The second limb of the GIELLA case (supra) is that the applicant should show that if the remedy sought is not granted, then irreparable loss that cannot adequately be compensated for in damages would follow. Apart from a bare averment in paragraph 8 of the supporting affidavit of PETER NDUKUTHYO that the applicant stands to suffer irreparable loss and damage if the defendant/respondents are not restrained, it is not shown what type of loss and damage will be suffered by the plaintiff/applicant and which cannot be atoned for in damages should they succeed in their claim. On my part and bearing in mind the facts surrounding this dispute, I am not prepared to find that any loss of harm that would ensue cannot be compensated in damages.
In the circumstances, the order that commends itself to me having considered all the above material before me is to dismiss the plaintiff/applicant’s Notice of Motion dated 15th April 2013. Costs shall be in the cause.
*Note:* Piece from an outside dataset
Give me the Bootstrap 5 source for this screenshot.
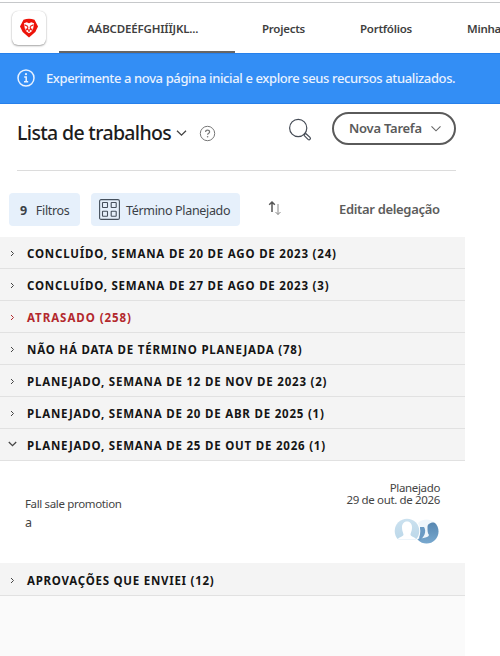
<!DOCTYPE html>
<html lang="pt-BR">
<head>
<meta charset="utf-8">
<meta name="viewport" content="width=device-width, initial-scale=1">
<title>Lista de trabalhos</title>
<link href="https://cdn.jsdelivr.net/npm/bootstrap@5.3.0/dist/css/bootstrap.min.css" rel="stylesheet">
<style>
body{font-family:"Noto Sans","Open Sans",sans-serif;color:#2c2c2c;background:#fff;height:656px;overflow:hidden;white-space:nowrap}
svg{display:block;flex:none}
.topbar{height:51px;border-top:1px solid #c6c8ca;margin-top:2px;font-size:11.5px;font-weight:600;color:#3f3f3f;overflow:hidden}
.brand-tile{width:34px;height:34px;margin:8px 0 0 12px;border-radius:6px;box-shadow:0 1px 2px rgba(0,0,0,.35),0 0 1px rgba(0,0,0,.2);flex:none}
.tab-item{height:50px;line-height:51px;flex:none;letter-spacing:-.25px}
.tab-current{width:176px;margin:0 27px 0 13px;padding-left:28px;border-bottom:2px solid #666;letter-spacing:-.16px}
.tab-projects{width:98px}
.tab-portfolios{width:107px}
.notice{height:51px;background:#338ef5;border-top:1px solid #2680eb;border-bottom:1px solid #2680eb;color:#e9f2ff;padding-left:17px;font-size:13px;letter-spacing:-.38px;font-weight:500}
.notice svg{margin:0 11px 2px 0}
.workhead{height:67px;margin:0 44px 0 17px;border-bottom:1px solid #dcdcdc}
.head-title{font-size:19.5px;font-weight:500;color:#1d1d1d;letter-spacing:-.65px}
.help-icon{margin-left:11px}
.search-icon{margin:14px 20px 0 0}
.pill{width:124px;height:33px;border:2px solid #5a5a5a;border-radius:17px;font-size:13px;font-weight:600;color:#5a5a5a;padding-left:15px;letter-spacing:-.25px}
.pill svg{margin-left:8px}
.tools{height:66px;width:465px;padding:22px 0 0 9px}
.chip{height:33px;border-radius:4px;background:#e6f0fb;font-size:12.5px;color:#3b4147;letter-spacing:-.33px}
.chip span,.chip b{padding-top:4px}
.chip-filter{width:71px;padding-left:11px;gap:9px}
.chip-group{width:149px;margin-left:11px;padding-left:8px;gap:6px}
.sort-icon{margin:7px 0 0 27px}
.edit-link{margin:7px 0 0 56px;font-size:13px;color:#5c5c5c;letter-spacing:-.33px}
.worklist{width:465px}
.group-row{height:32px;background:#f4f4f4;border-bottom:1px solid #e1e1e1;font-size:11.5px;font-weight:700;color:#151515;padding-left:8px;letter-spacing:.79px}
.group-row span{padding-top:3px}
.group-row svg{margin:2px 10px 0 0;color:#454545}
.group-row.late,.group-row.late svg{color:#b3282d}
.group-row.late{letter-spacing:.95px}
.group-row.sent{height:33px;letter-spacing:.74px}
.task{height:102px;padding:0 25px;font-size:11.5px;color:#444;letter-spacing:-.35px}
.task-name{padding-top:33px;line-height:19px}
.task-note{font-size:12.5px}
.task-due{padding-top:21px;line-height:12px}
.faces{margin-top:11px}
.foot{height:61px;background:#fafafa}
</style>
</head>
<body>
<nav class="topbar d-flex">
  <div class="brand-tile d-flex align-items-center justify-content-center">
    <svg width="20" height="20" viewBox="0 0 20 20"><path fill="#ed1309" d="M4.500 1.700Q10-.3 15.500 1.700L19 8.500 16.300 14 10 19.400 3.700 14 1 8.500Z"/><path fill="#fff" d="M5 5.200 7.700 4.300 10 5.200l2.300-.9 2.700.9-.8 5.300-1.600 3L10 15.200l-2.600-1.700-1.600-3Z"/><path d="m5.600 6.800 3.300 1.700M14.400 6.800l-3.300 1.700M8.900 8.600l-.4 2.600L10 12.600l1.500-1.400-.4-2.600M10 12.600v1.400M7 10.500l.6 1.900M13 10.500l-.6 1.900" fill="none" stroke="#ed1309" stroke-width="1.100"/></svg>
  </div>
  <div class="tab-item tab-current">AÁBCDEÉFGHIÍÏJKL...</div>
  <div class="tab-item tab-projects">Projects</div>
  <div class="tab-item tab-portfolios">Portfólios</div>
  <div class="tab-item">Minha</div>
</nav>
<div class="notice d-flex align-items-center">
  <svg width="18" height="18" viewBox="0 0 18 18"><circle cx="9" cy="9" r="8" fill="none" stroke="#e9f2ff" stroke-width="1.500"/><circle cx="9" cy="5.200" r="1.100" fill="#e9f2ff"/><path d="M7.200 8h2v4.600M7 12.800h4.200" fill="none" stroke="#e9f2ff" stroke-width="1.500"/></svg>
  <span>Experimente a nova página inicial e explore seus recursos atualizados.</span>
</div>
<header class="workhead d-flex">
  <div class="d-flex align-items-center flex-grow-1 mb-2">
    <span class="head-title">Lista de trabalhos</span>
    <svg class="ms-1" width="13" height="10" viewBox="0 0 13 10"><path d="m2 2.800 4.500 4.300L11 2.800" fill="none" stroke="#444" stroke-width="1.300"/></svg>
    <svg class="help-icon" width="17" height="17" viewBox="0 0 17 17"><circle cx="8.500" cy="8.500" r="7.200" fill="none" stroke="#777"/><path d="M6.600 7c0-2.500 4-2.400 4-.1 0 1.400-2 1.300-2 2.800" fill="none" stroke="#777" stroke-width="1.200"/><circle cx="8.600" cy="11.700" r=".8" fill="#777"/></svg>
  </div>
  <svg class="search-icon" width="24" height="24" viewBox="0 0 24 24" fill="none" stroke="#454b55" stroke-width="1.200"><circle cx="10.200" cy="10" r="8.600"/><path d="m16.200 16.200 1.800-.5 4 3.700c1.200 1.500-.5 3.200-2 2l-3.800-3.800Z"/></svg>
  <div class="pill d-flex align-items-center mt-2"><span>Nova Tarefa</span><svg width="12" height="10" viewBox="0 0 12 10"><path d="m1.500 2.300 4.500 4.500 4.500-4.500" fill="none" stroke="#666" stroke-width="1.100"/></svg></div>
</header>
<div class="tools d-flex">
  <div class="chip chip-filter d-flex align-items-center"><b>9</b><span>Filtros</span></div>
  <div class="chip chip-group d-flex align-items-center">
    <svg width="21" height="21" viewBox="0 0 21 21" fill="none" stroke="#46505c" stroke-width="1.100"><rect x=".6" y=".6" width="19.800" height="19.800" rx="1.500"/><rect x="3.500" y="3.500" width="5" height="5" rx=".5"/><rect x="12.200" y="3.500" width="5" height="5" rx=".5"/><rect x="3.500" y="12.200" width="5" height="5" rx=".5"/><rect x="12.200" y="12.200" width="5" height="5" rx=".5"/></svg>
    <span>Término Planejado</span>
  </div>
  <svg class="sort-icon" width="16" height="17" viewBox="0 0 16 17" fill="none"><path d="M5 12V2.300M2.200 4.800 5 2l2.800 2.800" stroke="#555" stroke-width="1.500"/><path d="M11 4v10.500M8.500 12l2.500 2.500 2.500-2.500" stroke="#888"/></svg>
  <span class="edit-link fw-semibold">Editar delegação</span>
</div>
<main class="worklist">
  <div class="group-row d-flex align-items-center"><svg width="9" height="9" viewBox="0 0 9 9"><path d="m3 2 2.500 2.500L3 7" fill="none" stroke="currentColor"/></svg><span>CONCLUÍDO, SEMANA DE 20 DE AGO DE 2023 (24)</span></div>
  <div class="group-row d-flex align-items-center"><svg width="9" height="9" viewBox="0 0 9 9"><path d="m3 2 2.500 2.500L3 7" fill="none" stroke="currentColor"/></svg><span>CONCLUÍDO, SEMANA DE 27 DE AGO DE 2023 (3)</span></div>
  <div class="group-row late d-flex align-items-center"><svg width="9" height="9" viewBox="0 0 9 9"><path d="m3 2 2.500 2.500L3 7" fill="none" stroke="currentColor"/></svg><span>ATRASADO (258)</span></div>
  <div class="group-row d-flex align-items-center"><svg width="9" height="9" viewBox="0 0 9 9"><path d="m3 2 2.500 2.500L3 7" fill="none" stroke="currentColor"/></svg><span>NÃO HÁ DATA DE TÉRMINO PLANEJADA (78)</span></div>
  <div class="group-row d-flex align-items-center"><svg width="9" height="9" viewBox="0 0 9 9"><path d="m3 2 2.500 2.500L3 7" fill="none" stroke="currentColor"/></svg><span>PLANEJADO, SEMANA DE 12 DE NOV DE 2023 (2)</span></div>
  <div class="group-row d-flex align-items-center"><svg width="9" height="9" viewBox="0 0 9 9"><path d="m3 2 2.500 2.500L3 7" fill="none" stroke="currentColor"/></svg><span>PLANEJADO, SEMANA DE 20 DE ABR DE 2025 (1)</span></div>
  <div class="group-row d-flex align-items-center"><svg width="9" height="9" viewBox="0 0 9 9"><path d="M.8 1 4.500 4.700 8.200 1" fill="none" stroke="currentColor" stroke-width="1.300"/></svg><span>PLANEJADO, SEMANA DE 25 DE OUT DE 2026 (1)</span></div>
  <div class="task d-flex justify-content-between">
    <div class="task-name"><div>Fall sale promotion</div><div class="task-note">a</div></div>
    <div class="task-due text-end"><div>Planejado</div><div>29 de out. de 2026</div>
      <svg class="faces ms-auto" width="46" height="28" viewBox="0 0 46 28"><defs><linearGradient id="ga" x2="0" y2="1"><stop stop-color="#cbe1ef"/><stop offset="1" stop-color="#b9d6e8"/></linearGradient><linearGradient id="gb" x2="0" y2="1"><stop stop-color="#5787b1"/><stop offset="1" stop-color="#79a9cf"/></linearGradient><clipPath id="ca"><path d="M0 0h26v22.500H0Z"/></clipPath><clipPath id="cb"><circle cx="32.500" cy="14.500" r="12"/></clipPath></defs><circle cx="32.500" cy="14.500" r="12" fill="#f0f7fc"/><g clip-path="url(#cb)"><path d="M33.500 10C33.500 4 45 4 45 10v17H20v-4c6-2 14-1.500 15-5-1.500-2-1.500-4-1.500-8Z" fill="url(#gb)"/><path d="M26 10h4c3 4 0 11-5 14Z" fill="#6b9bc4"/></g><circle cx="13" cy="14" r="13.300" fill="#fff"/><circle cx="13" cy="14" r="12.300" fill="url(#ga)" clip-path="url(#ca)"/><path d="M8 10C8 2.500 18 2.500 18 10c0 4-1 5-1.500 7.500 0 2 4 2 6 5H3.500c2-3 6-3 6-5C9 15 8 14 8 10Z" fill="#fff"/></svg>
    </div>
  </div>
  <div class="group-row sent d-flex align-items-center"><svg width="9" height="9" viewBox="0 0 9 9"><path d="m3 2 2.500 2.500L3 7" fill="none" stroke="currentColor"/></svg><span>APROVAÇÕES QUE ENVIEI (12)</span></div>
  <div class="foot"></div>
</main>
<script src="https://cdn.jsdelivr.net/npm/bootstrap@5.3.0/dist/js/bootstrap.bundle.min.js"></script>
</body>
</html>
Finally, it is evident that there is H.C.C.C No. 116 of 2012 pending in Nairobi involving the same subject matters and it is my intention to transfer this suit to Nairobi to be heard together with the other suit but before I do so, I would like to hear counsels views on that proposal.
B.N. OLAO
JUDGE
4/7/2013
4/7/2013
Before B.N. OLAO – JUDGE
CC – Muriithi
Mr. Kebongo for Plaintiff absent
Miss Karumba for 1st Defendant present
Mr. Gathoga for 2nd Defendant present
COURT: Ruling delivered this 4th day of July 2013 in open Court.